Washington’s Bradley Beal is the league’s leading scorer (all stats through Monday’s games). Nets point guard Kyrie Irving is healthy and playing well after he suffered a season-ending injury in November 2019. James Harden joined Irving in Brooklyn via trade a month ago. Chicago’s Zach LaVine and Boston’s Jaylen Brown are having career years.

Those five players were ahead of Young in the last tally of All-Star fan voting. Two of those them likely will be named starters, leaving Young to vie with the other top guards for two backcourt positions. The competition for the East wild-card slots also will include an impressive group of frontcourt players.

We’ll see how it goes for Young. It took him less than two full seasons to prove he’s one of the NBA’s best offensive players. This season Young ranks 11th in the league in scoring (25.9 points per game) and fourth in assists (9.3). The Hawks were 10-34 when Young was selected for last year’s All-Star game. They are 11-16 this year after losing seven of their past eight games.

Per AJC policy, I don’t vote for awards. If I did, my East backcourt All-Star starters would be Beal and Irving. If I were a coach, I’d choose LaVine and Brown as the backcourt reserves. The East frontcourt starters almost certainly will be Kevin Durant (Nets), Giannis Antetokounmpo (Bucks) and Joel Embiid (Sixers).

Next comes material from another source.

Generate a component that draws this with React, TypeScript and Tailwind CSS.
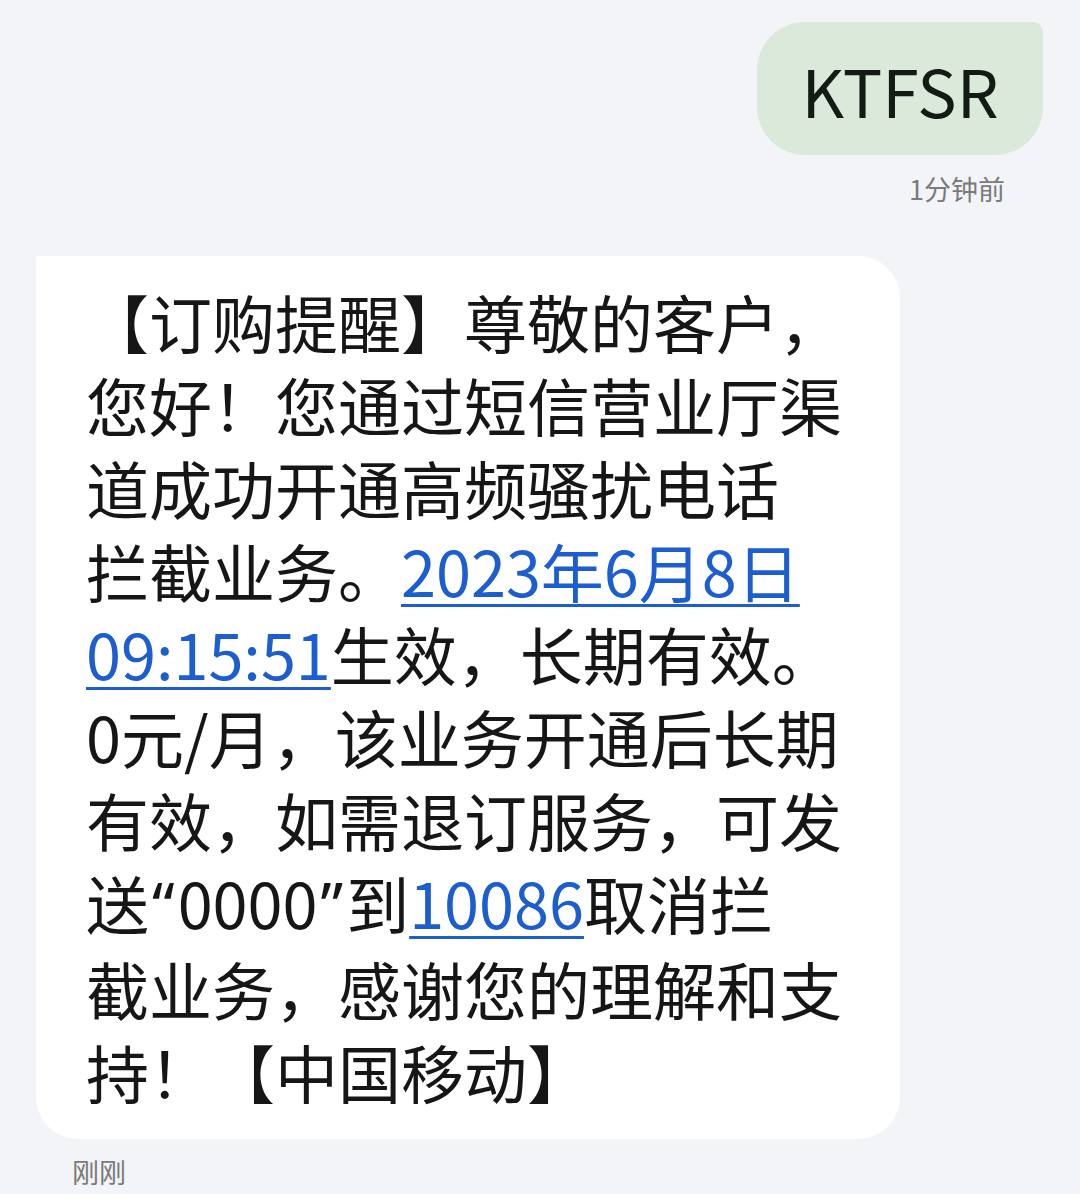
import React from 'react';

const Link: React.FC<{ children: React.ReactNode }> = ({ children }) => (
  <span className="text-[#1c5ecf] underline decoration-[3px] underline-offset-[7px]">{children}</span>
);

const Q: React.FC<{ children: React.ReactNode }> = ({ children }) => (
  <span className="mx-[3px] font-['Noto_Sans',sans-serif]">{children}</span>
);

const lines: React.ReactNode[] = [
  '【订购提醒】尊敬的客户，',
  '您好！您通过短信营业厅渠',
  '道成功开通高频骚扰电话',
  <>拦截业务。<Link>2023年6月8日</Link></>,
  <><Link>09:15:51</Link>生效，长期有效。</>,
  '0元/月，该业务开通后长期',
  '有效，如需退订服务，可发',
  <>送<Q>“</Q>0000<Q>”</Q>到<Link>10086</Link>取消拦</>,
  '截业务，感谢您的理解和支',
  '持！【中国移动】',
];

export default function App() {
  return (
    <div className="min-h-[1194px] w-[1080px] bg-[#f3f4f7] font-['Noto_Sans_CJK_SC','Noto_Sans',sans-serif] text-[#161616]">
      {/* sent */}
      <div className="flex flex-col items-end pt-[22px] pr-[37px]">
        <div className="flex h-[133px] w-[286px] items-center justify-center rounded-[48px] rounded-tr-[10px] bg-[#dbe9db] text-[66px] leading-none text-[#141a14]">
          KTFSR
        </div>
        <div className="mt-[16px] mr-[38px] text-[27px] leading-[36px] text-[#7a7a7a]">1分钟前</div>
      </div>

      {/* received */}
      <div className="mt-[49px] pl-[36px]">
        <div className="w-[864px] rounded-[42px] rounded-tl-none bg-white pt-[23px] pb-[27px] pl-[50px] text-[63px] leading-[83px]">
          {lines.map((l, i) => (
            <div key={i} className="whitespace-nowrap">{l}</div>
          ))}
        </div>
        <div className="mt-[15px] pl-[36px] text-[27px] leading-[36px] text-[#7a7a7a]">刚刚</div>
      </div>
    </div>
  );
}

In that case, my pick for the three East frontcourt reserves would be Julius Randle (Knicks), Jimmy Butler (Heat) and Khris Middleton (Bucks). For the two East wild-card spots I’d take Harden and Young, with Damontas Sabonis (Pacers) and Nikola Vucevic (Magic) just missing the cut. Yes, my All-Star squad will play small ball, with Embiid as the only true center (whatever that means anymore).

I won’t get into specifics about my reasoning for those choices. It’s not that serious. The All-Star game is for the fans. It’s supposed to be fun. This year there will be no more than a limited number of fans at State Farm Arena. And I’m not sure how much fun it will be when some players aren’t keen on being there.

LeBron James said he has “zero excitement” about playing in an All-Star game during a pandemic. The health risk isn’t his only issue. James also was looking forward to a break after winning a championship with the Lakers in October and reporting for training camp less than two months later. I’m sure plenty of star players who didn’t go on long postseason runs also would prefer to rest.

It once looked as if they’d get that break. The NBA announced in November that it was postponing the 2021 All-Star game in Indianapolis to 2024. The league said pandemic conditions in Indiana made “fan-focused All-Star activities” unfeasible. That still will be the case in Atlanta, where the usual three-day extravaganza reportedly will be pared to a one-day event.

The NBA and the players’ union reportedly have agreed on enhanced safety protocols for the game. According to ESPN, players will be flown to Atlanta via private planes the day before the game, stay in private accommodations that night and then fly out immediately after the game. The dunk contest will be staged at halftime, which should give local fans the feel of a never-ending college football intermission.

There usually are some All-Stars who don’t participate in the weekend activities because of injury. I suspect at least one East player will cite a minor ailment to get out of this year’s game. I doubt Silver would want to get into a dispute about whether a player is healthy enough to play in an All-Star game during a pandemic. Just let it slide and pick a star who really wants to be there.

Young is among the willing stars. He’s an exciting, young player who puts on a good show. If Young isn’t voted to his second All-Star team then Silver surely would take the chance to add him.